6 ways to love your body using Yogic and Ayurvedic wisdom.
- Think of your body as a precious vehicle for the soul, not who you are. According to Yoga we are something much more valuable, precious, divine, and infinite than just the body and the mind alone. The body and mind are tools we can use to fully realize our true nature using the practices of yoga. But until you are enlightened remind yourself to not measure self worth, by the appearance or performance of your body.
- Practice ahimsa -non harming. Yamas are ethical guidelines for yogis to follow in their day to day life. Ahimsa, non harming, is the first and most fundamental of the Yamas. Try to apply this principle to every aspect of your life, especially pertaining to the body. For example: Eat healthy a exercise because you love your body not because you hate it. Do not deprive yourself of foods you love, rather eat the foods that love your body. Everyone's body is different and it will require some research on your part to figure how best to nourish your unique body. Change the intention behind how you eat and how to exercise, it will change everything. Eat clean because you want to nourish your body, not because you are trying to change it. Look at exercise as self care, not as a punishment for over eating or cause you want your body to be different. If you a injured or sore, give yourself recovery days and honor your energy and trust your intuition.

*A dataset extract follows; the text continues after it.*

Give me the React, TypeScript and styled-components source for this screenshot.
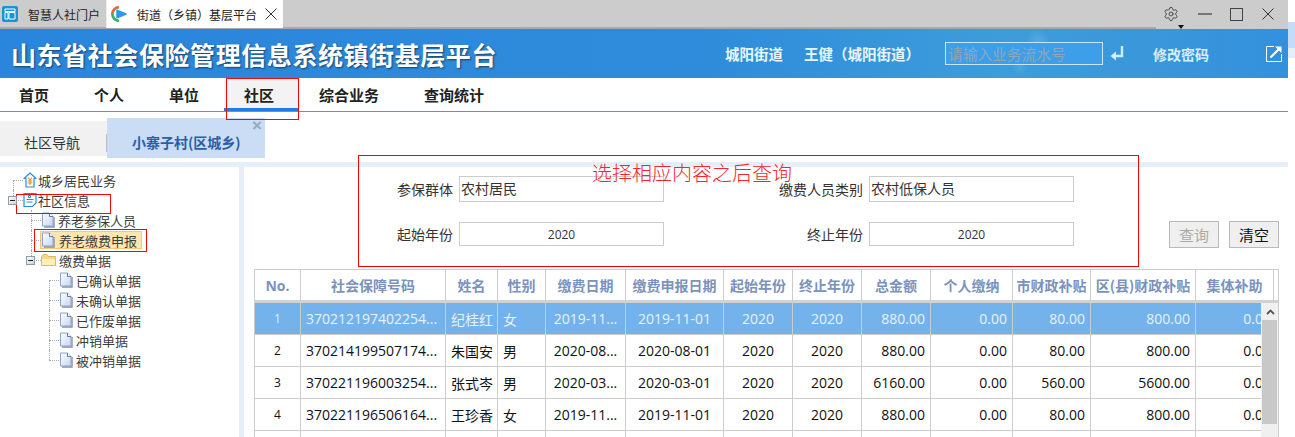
import { ReactNode } from "react";
import styled, { createGlobalStyle } from "styled-components";
import { Settings } from "lucide-react";

const GlobalStyle = createGlobalStyle`
    html, body {
        margin: 0;
        padding: 0;
        background: #fff;
        overflow: hidden;
    }
    * {
        box-sizing: border-box;
    }
`;

const UI_FONT = `"Noto Sans CJK SC", sans-serif`;
const NUM_FONT = `"Open Sans", "Noto Sans CJK SC", sans-serif`;

const Page = styled.div`
    position: relative;
    display: flex;
    width: 1295px;
    height: 437px;
    overflow: hidden;
    font-family: ${UI_FONT};
    color: #333;
`;

const Main = styled.div`
    display: flex;
    flex-direction: column;
    width: 1288px;
    flex: none;
`;

const EdgeStrip = styled.div`
    flex: 1;
    background: linear-gradient(#fff 0 22px, #c5dcf8 22px 48px, #e6eef8 48px 58px, #fff 58px);
`;

const BrowserBar = styled.div`
    display: flex;
    align-items: flex-start;
    height: 29px;
    flex: none;
    background: linear-gradient(#a9a9a9, #a9a9a9) left bottom / 1156px 2px no-repeat #ccc;
`;

const BrowserTab = styled.div<{ $active?: boolean }>`
    display: flex;
    align-items: center;
    height: 28px;
    width: ${(p) => (p.$active ? "176px" : "107px")};
    padding-left: ${(p) => (p.$active ? "4px" : "2px")};
    background: ${(p) => (p.$active ? "#fff" : "transparent")};
    border-right: ${(p) => (p.$active ? "none" : "1px solid #eee")};
    font-size: 12px;
    color: #222;
`;

const TabTitle = styled.span<{ $gap: number }>`
    margin-left: ${(p) => p.$gap}px;
    white-space: nowrap;
`;

const TabClose = styled.span`
    display: flex;
    margin-left: 8px;
`;

const WindowControls = styled.div`
    display: flex;
    align-items: center;
    height: 28px;
    margin-left: auto;
    padding-right: 14px;
    color: #444;
`;

const GearWrap = styled.div`
    position: relative;
    display: flex;
    margin-right: 19px;

    &::after {
        content: "";
        position: absolute;
        right: -5px;
        bottom: -7px;
        border: 3px solid transparent;
        border-top: 4px solid #111;
        border-bottom: none;
    }
`;

const MinLine = styled.div`
    width: 14px;
    height: 2px;
    margin-right: 18px;
    background: #777;
`;

const MaxBox = styled.div`
    width: 13px;
    height: 13px;
    margin-right: 19px;
    border: 1px solid #444;
`;

const Header = styled.header`
    display: flex;
    align-items: center;
    height: 49px;
    flex: none;
    padding-left: 11px;
    color: #fff;
    background:
        radial-gradient(circle 12px at 1038px 12px, rgba(255, 255, 255, 0.14), transparent),
        radial-gradient(circle 8px at 1020px 38px, rgba(255, 255, 255, 0.1), transparent),
        radial-gradient(circle 7px at 1002px 30px, rgba(255, 255, 255, 0.1), transparent),
        linear-gradient(90deg, #2a85dd, #2f8cdb 55%, #3d9dda 78%, #3a98da 88%, #3390dd);
`;

const Title = styled.h1`
    margin: 0;
    font-size: 25px;
    font-weight: 700;
    letter-spacing: 0.58px;
    white-space: nowrap;
    text-shadow: 1px 1px 2px rgba(0, 0, 0, 0.55);
`;

const HeaderText = styled.span<{ $left: number; $tint?: boolean }>`
    margin-left: ${(p) => p.$left}px;
    font-size: ${(p) => (p.$tint ? "14px" : "14.5px")};
    font-weight: 700;
    white-space: nowrap;
    color: ${(p) => (p.$tint ? "#d4effc" : "#e8f6ff")};
`;

const SearchInput = styled.input`
    width: 158px;
    height: 23px;
    margin-left: 25px;
    padding: 0 2px;
    border: 1px solid #c8e6f8;
    outline: none;
    background: #3d9fea;
    font-family: ${UI_FONT};
    font-size: 14.7px;
    color: #fff;

    &::placeholder {
        color: #8ea6b8;
        opacity: 1;
    }
`;

const EnterIcon = styled.svg`
    margin-left: 7px;
`;

const ExternalIcon = styled.svg`
    margin-left: 57px;
`;

const Nav = styled.nav`
    display: flex;
    gap: 45px;
    height: 34px;
    flex: none;
    padding-left: 19px;
    border-bottom: 1px solid #5e92dc;
`;

const NavItem = styled.div<{ $active?: boolean }>`
    position: relative;
    z-index: 0;
    padding-top: 7px;
    font-size: 15px;
    font-weight: 700;
    line-height: 20px;
    color: #222;

    &::after {
        content: "";
        display: ${(p) => (p.$active ? "block" : "none")};
        position: absolute;
        z-index: -1;
        top: 0;
        bottom: 0;
        left: -20px;
        right: -24px;
        background: #f3f3f3;
        border-bottom: 3px solid #1a80e4;
    }
`;

const TabRow = styled.div`
    display: flex;
    align-items: flex-start;
    height: 50px;
    flex: none;
    padding-top: 6px;
`;

const PlainTab = styled.div`
    position: relative;
    width: 107px;
    height: 35px;
    margin-top: 3px;
    padding: 11px 0 0 24px;
    background: #f1f1f1;
    font-size: 14px;
    line-height: 20px;
    color: #333;

    &::after {
        content: "";
        position: absolute;
        right: 0;
        top: 13px;
        height: 18px;
        border-right: 1px solid #bbb;
    }
`;

const ActiveTab = styled.div`
    position: relative;
    width: 158px;
    height: 40px;
    padding: 14px 0 0 25px;
    background: #cbdcf5;
    font-size: 14px;
    font-weight: 700;
    line-height: 20px;
    white-space: nowrap;
    color: #2a5fa8;
`;

const CloseMark = styled.span`
    position: absolute;
    top: 1px;
    right: 3px;
    font-family: "Liberation Sans", sans-serif;
    font-size: 17px;
    font-weight: 700;
    line-height: 14px;
    color: #93acb8;
`;

const Divider = styled.div`
    height: 5px;
    flex: none;
    background: #e6eef8;
`;

const Body = styled.div`
    display: flex;
    flex: 1;
    min-height: 0;
`;

const Sidebar = styled.aside`
    width: 239px;
    flex: none;
    padding-top: 3px;
`;

const Gutter = styled.div`
    width: 5px;
    flex: none;
    background: #e6eef8;
`;

const TreeRow = styled.div<{ $level: number }>`
    display: flex;
    align-items: center;
    height: 20px;
    padding-left: ${(p) => 13 + p.$level * 18}px;
    font-size: 13px;
    white-space: nowrap;
    color: #3c3c3c;
`;

const Stem = styled.span<{ $last?: boolean; $first?: boolean }>`
    position: relative;
    align-self: stretch;
    width: 10px;
    flex: none;

    &::before {
        content: "";
        position: absolute;
        left: 0;
        top: ${(p) => (p.$first ? "50%" : "0")};
        bottom: ${(p) => (p.$last ? "50%" : "0")};
        border-left: 1px dotted #aaa;
    }

    &::after {
        content: "";
        position: absolute;
        left: 0;
        top: 50%;
        width: 10px;
        border-top: 1px dotted #aaa;
    }
`;

const ExpandBox = styled.span`
    position: absolute;
    z-index: 1;
    left: -5px;
    top: 6px;
    width: 9px;
    height: 9px;
    border: 1px solid #8d9bab;
    background: linear-gradient(135deg, #fff, #c9d2dc);

    &::after {
        content: "";
        position: absolute;
        left: 1px;
        right: 1px;
        top: 3px;
        height: 1px;
        background: #222;
    }
`;

const TreeLabel = styled.span<{ $selected?: boolean; $gap: number }>`
    display: flex;
    align-items: center;
    gap: ${(p) => p.$gap}px;
    height: 18px;
    margin-left: ${(p) => (p.$selected ? "-1px" : "0")};
    padding-right: ${(p) => (p.$selected ? "4px" : "0")};
    border: 1px solid ${(p) => (p.$selected ? "#fbc67a" : "transparent")};
    border-left-width: ${(p) => (p.$selected ? "1px" : "0")};
    background: ${(p) => (p.$selected ? "#ffe6b0" : "transparent")};
`;

const Content = styled.main`
    flex: 1;
    min-width: 0;
    padding-left: 10px;
`;

const FilterBar = styled.div`
    display: flex;
    align-items: flex-start;
    height: 102px;
    padding-top: 9px;
`;

const FilterGrid = styled.div`
    display: grid;
    grid-template-columns: 199px 205px 193px 205px;
    grid-template-rows: 26px 24px;
    column-gap: 6px;
    row-gap: 20px;
    align-items: center;
    font-size: 14px;
`;

const FieldLabel = styled.label`
    text-align: right;
    line-height: 20px;
    color: #333;
    white-space: nowrap;
`;

const FieldInput = styled.input<{ $center?: boolean }>`
    width: 100%;
    height: 100%;
    padding: 0 1px ${(p) => (p.$center ? "0" : "3px")};
    border: 1px solid #ccc;
    outline: none;
    font-family: ${(p) => (p.$center ? NUM_FONT : UI_FONT)};
    font-size: ${(p) => (p.$center ? "12px" : "14px")};
    text-align: ${(p) => (p.$center ? "center" : "left")};
    color: #333;
`;

const Actions = styled.div`
    display: flex;
    gap: 10px;
    margin: 45px 0 0 95px;
`;

const ActionButton = styled.button`
    width: 50px;
    height: 27px;
    padding: 0;
    border: 1px solid #b9b9b9;
    background: #efefef;
    font-family: ${UI_FONT};
    font-size: 15px;
    color: #111;

    &:disabled {
        color: #aaa;
    }
`;

const TableFrame = styled.div`
    position: relative;
    width: 1025px;
    height: 168px;
    overflow: hidden;
`;

const Grid = styled.table`
    width: 1025px;
    table-layout: fixed;
    border-collapse: separate;
    border-spacing: 0;
    font-family: ${NUM_FONT};
    font-size: 14px;
`;

const HeadCell = styled.th`
    height: 34px;
    padding: 0;
    border-top: 1px solid #ccc;
    border-right: 1px solid #ccc;
    border-bottom: 3px solid #d2d2d2;
    font-family: ${UI_FONT};
    font-size: 14px;
    font-weight: 700;
    text-align: center;
    white-space: nowrap;
    color: #7b92bd;

    &:first-child {
        border-left: 1px solid #ccc;
    }
`;

const NoHead = styled(HeadCell)`
    font-family: ${NUM_FONT};
`;

const Row = styled.tr<{ $selected?: boolean }>`
    background: ${(p) => (p.$selected ? "#74b2ec" : "#fff")};
    color: ${(p) => (p.$selected ? "#e6f2fd" : "#111")};
`;

const Cell = styled.td<{ $align?: "left" | "center" | "right"; $small?: boolean; $tight?: boolean }>`
    height: 32px;
    padding: 0 ${(p) => (p.$tight ? "2px" : "5px")} 0 5px;
    border-right: 1px solid #ccc;
    border-bottom: 1px solid #ccc;
    font-size: ${(p) => (p.$small ? "12px" : "14px")};
    text-align: ${(p) => p.$align ?? "left"};
    white-space: nowrap;
    overflow: hidden;

    &:first-child {
        border-left: 1px solid #ccc;
    }
`;

const ScrollBar = styled.div`
    position: absolute;
    top: 34px;
    right: 0;
    bottom: 0;
    width: 18px;
    padding-left: 1px;
    background: #f0f0f0;
    border-right: 1px solid #ccc;
`;

const ScrollArrow = styled.div`
    display: flex;
    align-items: center;
    justify-content: center;
    height: 17px;
`;

const ScrollThumb = styled.div`
    width: 15px;
    height: 104px;
    background: #c8c8c8;
`;

const Mark = styled.div<{ $x: number; $y: number; $w: number; $h: number }>`
    position: absolute;
    left: ${(p) => p.$x}px;
    top: ${(p) => p.$y}px;
    width: ${(p) => p.$w}px;
    height: ${(p) => p.$h}px;
    border: 1px solid #f00;
    pointer-events: none;
`;

const MarkNote = styled.div`
    position: absolute;
    left: 592px;
    top: 161px;
    font-size: 20px;
    font-weight: 300;
    line-height: 24px;
    white-space: nowrap;
    color: #f6262e;
`;

function PortalIcon() {
    return (
        <svg width="16" height="16" viewBox="0 0 16 16">
            <rect width="16" height="16" rx="2" fill="#1594d6" />
            <path d="M3 3h10v2.5H3zM3 6.5h3v6.5H3zM7 6.5h6v6.5H7z" fill="none" stroke="#fff" strokeWidth="1" />
        </svg>
    );
}

function PlatformIcon() {
    return (
        <svg width="16" height="18" viewBox="0 0 16 18">
            <path d="M8 2.2A6.8 6.8 0 0 0 1.4 9" fill="none" stroke="#e86a3a" strokeWidth="2.8" />
            <path d="M1.4 9A6.8 6.8 0 0 0 8 15.8" fill="none" stroke="#3bb16c" strokeWidth="2.8" />
            <path d="M6 5.2l9 3.8-9 3.8z" fill="#2a9be8" stroke="#2a9be8" strokeWidth="1.5" strokeLinejoin="round" />
        </svg>
    );
}

function XIcon({ size }: { size: number }) {
    return (
        <svg width={size} height={size} viewBox="0 0 12 12">
            <path d="M.5.5l11 11M11.5.5l-11 11" stroke="#333" strokeWidth="1" />
        </svg>
    );
}

function HomeIcon() {
    return (
        <svg width="14" height="16" viewBox="0 0 14 16">
            <path d="M7 1L1 6.5h2V15h8V6.5h2z" fill="#fff" stroke="#1f8fe0" strokeWidth="1.2" strokeLinejoin="round" />
            <path d="M5 5.5l2 2.5 2-2.5M4.8 9h4.4M4.8 11h4.4M7 8v5" fill="none" stroke="#f08a24" strokeWidth="1.1" />
        </svg>
    );
}

function InfoIcon() {
    return (
        <svg width="14" height="16" viewBox="0 0 14 16">
            <path d="M1 1.5h12v9.5l-3.5 3.5H1z" fill="#fff" stroke="#1f8fe0" strokeWidth="1.2" />
            <path d="M5.5 3.5h2v2h-2zM3.5 7.5h7M3.5 10h6" fill="none" stroke="#1f8fe0" strokeWidth="1" />
        </svg>
    );
}

function DocIcon() {
    return (
        <svg width="14" height="16" viewBox="0 0 14 16">
            <defs>
                <linearGradient id="docFill" x1="0" y1="0" x2="1" y2="1">
                    <stop offset="0" stopColor="#fff" />
                    <stop offset="1" stopColor="#c4d6f2" />
                </linearGradient>
            </defs>
            <path d="M3 15h10V5" fill="none" stroke="#8c8fa8" strokeWidth="1.4" />
            <path d="M1.5 1h7l3.5 3.5V14H1.5z" fill="url(#docFill)" stroke="#8ea4c8" strokeWidth="1" />
            <path d="M8.5 1v3.5H12" fill="#fff" stroke="#5f78a0" strokeWidth="1" />
        </svg>
    );
}

function FolderIcon() {
    return (
        <svg width="15" height="14" viewBox="0 0 15 14">
            <path d="M.5 3.5L2 1.5h4l1.5 2h7v9H.5z" fill="#f3da8a" stroke="#d8bb62" strokeWidth="1" />
            <path d="M1 6h13v6H1z" fill="#fdf0b8" />
        </svg>
    );
}

const COLUMNS = [47, 145, 52, 48, 80, 98, 69, 69, 69, 82, 78, 105, 78, 5];

const HEADINGS = [
    "社会保障号码",
    "姓名",
    "性别",
    "缴费日期",
    "缴费申报日期",
    "起始年份",
    "终止年份",
    "总金额",
    "个人缴纳",
    "市财政补贴",
    "区(县)财政补贴",
    "集体补助",
    "",
];

const ROWS = [
    ["1", "370212197402254...", "纪桂红", "女", "2019-11...", "2019-11-01", "880.00", "80.00", "800.00"],
    ["2", "370214199507174...", "朱国安", "男", "2020-08...", "2020-08-01", "880.00", "80.00", "800.00"],
    ["3", "370221196003254...", "张式岑", "男", "2020-03...", "2020-03-01", "6160.00", "560.00", "5600.00"],
    ["4", "370221196506164...", "王珍香", "女", "2019-11...", "2019-11-01", "880.00", "80.00", "800.00"],
];

function Leaf({ label, last, first }: { label: string; last?: boolean; first?: boolean }) {
    return (
        <TreeRow $level={2}>
            <Stem $last={last} $first={first} />
            <TreeLabel $gap={3}>
                <DocIcon />
                {label}
            </TreeLabel>
        </TreeRow>
    );
}

function Branch({ children, gap, selected }: { children: ReactNode; gap: number; selected?: boolean }) {
    return (
        <TreeLabel $gap={gap} $selected={selected}>
            {children}
        </TreeLabel>
    );
}

function App() {
    return (
        <Page>
            <GlobalStyle />
            <Main>
                <BrowserBar>
                    <BrowserTab>
                        <PortalIcon />
                        <TabTitle $gap={10}>智慧人社门户</TabTitle>
                    </BrowserTab>
                    <BrowserTab $active>
                        <PlatformIcon />
                        <TabTitle $gap={10}>街道（乡镇）基层平台</TabTitle>
                        <TabClose>
                            <XIcon size={12} />
                        </TabClose>
                    </BrowserTab>
                    <WindowControls>
                        <GearWrap>
                            <Settings size={16} strokeWidth={1.4} />
                        </GearWrap>
                        <MinLine />
                        <MaxBox />
                        <XIcon size={12} />
                    </WindowControls>
                </BrowserBar>

                <Header>
                    <Title>山东省社会保险管理信息系统镇街基层平台</Title>
                    <HeaderText $left={228}>城阳街道</HeaderText>
                    <HeaderText $left={21}>王健（城阳街道）</HeaderText>
                    <SearchInput placeholder="请输入业务流水号" />
                    <EnterIcon width="14" height="18" viewBox="0 0 14 18">
                        <path d="M12 1v10H5" fill="none" stroke="#cfeefc" strokeWidth="2.4" />
                        <path d="M6 6.5L.5 11 6 15.5z" fill="#cfeefc" />
                    </EnterIcon>
                    <HeaderText $left={29} $tint>
                        修改密码
                    </HeaderText>
                    <ExternalIcon width="16" height="16" viewBox="0 0 16 16">
                        <path d="M8 .5H.5v15h15V8" fill="none" stroke="#fff" strokeWidth="1" />
                        <path d="M4.5 11.5L14 2" fill="none" stroke="#fff" strokeWidth="2" />
                        <path d="M9 .5h6.5V7z" fill="#fff" />
                    </ExternalIcon>
                </Header>

                <Nav>
                    <NavItem>首页</NavItem>
                    <NavItem>个人</NavItem>
                    <NavItem>单位</NavItem>
                    <NavItem $active>社区</NavItem>
                    <NavItem>综合业务</NavItem>
                    <NavItem>查询统计</NavItem>
                </Nav>

                <TabRow>
                    <PlainTab>社区导航</PlainTab>
                    <ActiveTab>
                        小寨子村(区城乡)
                        <CloseMark>×</CloseMark>
                    </ActiveTab>
                </TabRow>
                <Divider />

                <Body>
                    <Sidebar>
                        <TreeRow $level={0}>
                            <Stem $first />
                            <Branch gap={1}>
                                <HomeIcon />
                                城乡居民业务
                            </Branch>
                        </TreeRow>
                        <TreeRow $level={0}>
                            <Stem $last>
                                <ExpandBox />
                            </Stem>
                            <Branch gap={1}>
                                <InfoIcon />
                                社区信息
                            </Branch>
                        </TreeRow>
                        <TreeRow $level={1}>
                            <Stem />
                            <Branch gap={3}>
                                <DocIcon />
                                养老参保人员
                            </Branch>
                        </TreeRow>
                        <TreeRow $level={1}>
                            <Stem />
                            <Branch gap={4} selected>
                                <DocIcon />
                                养老缴费申报
                            </Branch>
                        </TreeRow>
                        <TreeRow $level={1}>
                            <Stem $last>
                                <ExpandBox />
                            </Stem>
                            <Branch gap={3}>
                                <FolderIcon />
                                缴费单据
                            </Branch>
                        </TreeRow>
                        <Leaf label="已确认单据" first />
                        <Leaf label="未确认单据" />
                        <Leaf label="已作废单据" />
                        <Leaf label="冲销单据" />
                        <Leaf label="被冲销单据" last />
                    </Sidebar>
                    <Gutter />
                    <Content>
                        <FilterBar>
                            <FilterGrid>
                                <FieldLabel>参保群体</FieldLabel>
                                <FieldInput defaultValue="农村居民" readOnly />
                                <FieldLabel>缴费人员类别</FieldLabel>
                                <FieldInput defaultValue="农村低保人员" readOnly />
                                <FieldLabel>起始年份</FieldLabel>
                                <FieldInput $center defaultValue="2020" readOnly />
                                <FieldLabel>终止年份</FieldLabel>
                                <FieldInput $center defaultValue="2020" readOnly />
                            </FilterGrid>
                            <Actions>
                                <ActionButton disabled>查询</ActionButton>
                                <ActionButton>清空</ActionButton>
                            </Actions>
                        </FilterBar>

                        <TableFrame>
                            <Grid>
                                <colgroup>
                                    {COLUMNS.map((w, i) => (
                                        <col key={i} width={w} />
                                    ))}
                                </colgroup>
                                <thead>
                                    <tr>
                                        <NoHead>No.</NoHead>
                                        {HEADINGS.map((h, i) => (
                                            <HeadCell key={i}>{h}</HeadCell>
                                        ))}
                                    </tr>
                                </thead>
                                <tbody>
                                    {ROWS.map((r, i) => (
                                        <Row key={r[0]} $selected={i === 0}>
                                            <Cell $align="center" $small>
                                                {r[0]}
                                            </Cell>
                                            <Cell>{r[1]}</Cell>
                                            <Cell>{r[2]}</Cell>
                                            <Cell>{r[3]}</Cell>
                                            <Cell $align="center">{r[4]}</Cell>
                                            <Cell $align="center">{r[5]}</Cell>
                                            <Cell $align="center">2020</Cell>
                                            <Cell $align="center">2020</Cell>
                                            <Cell $align="right">{r[6]}</Cell>
                                            <Cell $align="right">0.00</Cell>
                                            <Cell $align="right">{r[7]}</Cell>
                                            <Cell $align="right">{r[8]}</Cell>
                                            <Cell $align="right" $tight>
                                                0.00
                                            </Cell>
                                            <Cell />
                                        </Row>
                                    ))}
                                    <Row>
                                        {COLUMNS.map((_, i) => (
                                            <Cell key={i} />
                                        ))}
                                    </Row>
                                </tbody>
                            </Grid>
                            <ScrollBar>
                                <ScrollArrow>
                                    <svg width="9" height="6" viewBox="0 0 9 6">
                                        <path d="M1 5l3.5-3.5L8 5" fill="none" stroke="#555" strokeWidth="1.8" />
                                    </svg>
                                </ScrollArrow>
                                <ScrollThumb />
                            </ScrollBar>
                        </TableFrame>
                    </Content>
                </Body>
            </Main>
            <EdgeStrip />

            <Mark $x={226} $y={78} $w={73} $h={42} />
            <Mark $x={358} $y={155} $w={781} $h={112} />
            <Mark $x={16} $y={194} $w={95} $h={20} />
            <Mark $x={34} $y={229} $w={113} $h={23} />
            <MarkNote>选择相应内容之后查询</MarkNote>
        </Page>
    );
}

export default App;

- Examine and refine your self talk. Apply Ahimsa non-harming also here in the ways you talk to and about yourself. Notice the ways that you talk to yourself about your body in your thoughts as well as with others. What do you think when you look at yourself in the mirror, when you get dressed in the morning. Do you compare yourself to other women in your life or in the Media? How often do your put yourself down through out the day either a loud or to yourself? According to Yoga, we are born with and develop certain samskara. Samskara are our mental, physical, and emotional patterns, that when repeated become stronger. When you start to explore your patterning look with eyes of compassion, samskara can be either harmful or helpful, some of the harmful patterning will be painful to look at. When you are ready you can begin to replace the harmful thoughts with kinder ones. But be patient with yourself depending on the strength of the samskara, they will take some time and persistence to remove. Meditation is the recommended practice to remove negative samskara.
- Focus on self-love- set up self care rituals, for no over reason than to show yourself some love. This will also help set into motion more loving thoughts and healthful behaviors. Something I did was create a self love journal, where I wrote down one thing that I liked about myself everyday, it felt awkward at times, but it helped to create more positive thought patterns. Other examples: buy yourself flowers once a week, get a foot massage, take a bath with rose petals and bath salts. Do things that make you feel pampered and loved.
- Stop buying into the bullshit- idea that there is one ideal body type is insane. One way to help with this is to cut back in media: television, magazines, instagram.... whatever it is for you that sends you down that rabbit hole of comparison and self criticism. Studies show the more media you consume the more insecure you will become. Stop Comparing yourself to other women, or the ideal body type portrayed in media. Try to see the world through the lens of Ayurveda, where we all have a different constitution that is uniquely beautiful and perfectly our own.
- Stop waiting to love yourself- Ego says, “Once everything falls into place, I'll find peace" Spirit say "find your peace and everything will fall into place." -Marianne Williams. Body confidence is radical self acceptance. As women we need to accept our bodies as they are right now, without changing anything, or wanting it to be different. It is only when find peace and embrace yourself as is, that everything will fall into place.